Series Matching with Point Tags
Consider the following ts() query:
ts(disk.space.total, tag=az-1 and env=*) - ts(disk.space.used, tag=az-1 and env=*)
In this example, the env point tag key takes the values production and development. If source app-1 includes the env value development in the first ts() call, but includes the env value production in the second ts() call, they do not match up.
Series matching occurs only for exact matches. This also means that if two series have the same source|metric|point tag but one of the series includes an additional point tag that the other series does not have, series matching does not include the series with the additional point tag in the results.
Series Matching with the “by” Construct
In some cases, series matching with point tags results in no data because not all of the tags exist on both sides of the operator. You can use the by construct to perform matching using the element of your choice to get results for those series.
Consider the following example:
You’re interested in the set of hosts that have a cpu.idle of more than 50 and a build.version equal to 1000. You start with a set of hosts and run the following query:
(ts(cpu.idle) > 50) and (ts(build.version) = 1000)

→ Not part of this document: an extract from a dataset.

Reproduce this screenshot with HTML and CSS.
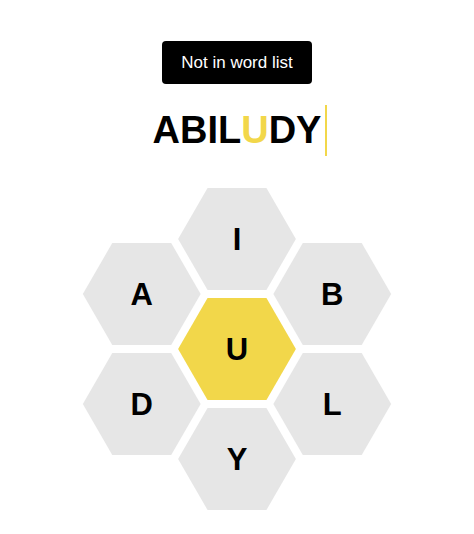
FILE: index.html
```html
<!DOCTYPE html>
<html lang="en">
<head>
<meta charset="utf-8">
<title>Spelling Bee</title>
<link rel="stylesheet" href="styles.css">
</head>
<body>
<main class="game">
  <div class="toast">Not in word list</div>
  <div class="word-row">
    <span class="word">ABIL<span class="center-letter">U</span>DY</span><span class="cursor"></span>
  </div>
  <svg class="hive" width="310" height="324" viewBox="0 0 310 324" xmlns="http://www.w3.org/2000/svg">
    <defs>
      <polygon id="hex" points="-58.9,0 -29.45,-51 29.45,-51 58.9,0 29.45,51 -29.45,51"/>
    </defs>
    <g transform="translate(155 52)">
      <use href="#hex" class="cell-outer"/>
      <text class="letter" x="0" y="11">I</text>
    </g>
    <g transform="translate(59.74 107)">
      <use href="#hex" class="cell-outer"/>
      <text class="letter" x="0" y="11">A</text>
    </g>
    <g transform="translate(250.26 107)">
      <use href="#hex" class="cell-outer"/>
      <text class="letter" x="0" y="11">B</text>
    </g>
    <g transform="translate(155 162)">
      <use href="#hex" class="cell-center"/>
      <text class="letter" x="0" y="11">U</text>
    </g>
    <g transform="translate(59.74 217)">
      <use href="#hex" class="cell-outer"/>
      <text class="letter" x="0" y="11">D</text>
    </g>
    <g transform="translate(250.26 217)">
      <use href="#hex" class="cell-outer"/>
      <text class="letter" x="0" y="11">L</text>
    </g>
    <g transform="translate(155 272)">
      <use href="#hex" class="cell-outer"/>
      <text class="letter" x="0" y="11">Y</text>
    </g>
  </svg>
</main>
</body>
</html>
```
FILE: styles.css
```css
html, body {
  margin: 0;
  padding: 0;
  background: #ffffff;
}

.game {
  display: flex;
  flex-direction: column;
  align-items: center;
  padding-top: 41px;
  font-family: "Liberation Sans", Arial, sans-serif;
}

.toast {
  height: 43px;
  line-height: 43px;
  padding: 0 19px;
  background: #000000;
  color: #ffffff;
  font-size: 17px;
  border-radius: 4px;
  white-space: nowrap;
}

.word-row {
  margin-top: 21px;
  height: 51px;
  display: flex;
  align-items: center;
}

.word {
  font-size: 38px;
  font-weight: 700;
  line-height: 51px;
  color: #000000;
  letter-spacing: 0;
}

.center-letter {
  color: #f2d74a;
}

.cursor {
  display: block;
  width: 2px;
  height: 51px;
  margin-left: 4px;
  margin-right: -6px;
  background: #f2d74a;
}

.hive {
  display: block;
  margin-top: 31px;
}

.cell-outer {
  fill: #e6e6e6;
}

.cell-center {
  fill: #f2d74a;
}

.letter {
  font-family: "Liberation Sans", Arial, sans-serif;
  font-size: 31px;
  font-weight: 700;
  fill: #000000;
  text-anchor: middle;
}
```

The following series are returned by the first part of the query, (cpu.idle) > 50:
| Source | Datacenter | Stage |
|---|---|---|
| host-1 | [dc=Oregon] | [stage=prod] |
| host-2 | [dc=Oregon] | [stage=prod] |
| host-3 | [dc=Oregon] | [stage=test] |
| host-1 | [dc=NY] | [stage=prod] |
| host-2 | [dc=NY] | [stage=prod] |
| host-3 | [dc=NY] | [stage=test] |
The following series are returned by the second part of the query, (build.version) = 1000
| Source | Stage |
|---|---|
| host-1 | [stage=prod] |
| host-1 | [stage=dev] |
| host-2 | [stage=prod] |
| host-2 | [stage=dev] |
| host-3 | [stage=test] |
| host-3 | [stage=dev] |
It seems like an operation on these two series should yield a result, but the query with the AND operator above returns NO DATA because the dc tag cannot be matched on both sides of the expression.
In this example, while there is a host-1 on both sides of the operation, the first part of the query maps to two different hosts named host-1. There’s no guidance on which of these 2 hosts to pick, so the system doesn’t pick one.
You can use the by query language keyword to specify the point tag(s) to map by. For the example above, you can expand the query as follows:
(ts(cpu.idle) > 50) and by (stage, source) (ts(build.version) = 10000)
With this addition, the query returns the following 6 series, joined with the elements on the right.
| Series | Joined With |
|---|---|
cpu.idle host=”host-1” dc=Oregon stage=prod |
build.version host=”host-1” stage=prod |
cpu.idle host=”host-2” dc=Oregon stage=prod |
build.version host=”host-2” stage=prod |
cpu.idle host=”host-3” dc=Oregon stage=test |
build.version host=”host-3” stage=test |
cpu.idle host=”host-1” dc=ny stage=prod |
build.version host=”host-1” stage=prod |
cpu.idle host=”host-2” dc=ny stage=prod |
build.version host=”host-2” stage=prod |
cpu.idle host=”host-3” dc=ny stage=test |
build.version host=”host-3” stage=test |
Automatic Query Flip
Wavefront automatically flips the query to have the more detailed side of the join be the driver. In the example above, that is the cpu.idle part of the query.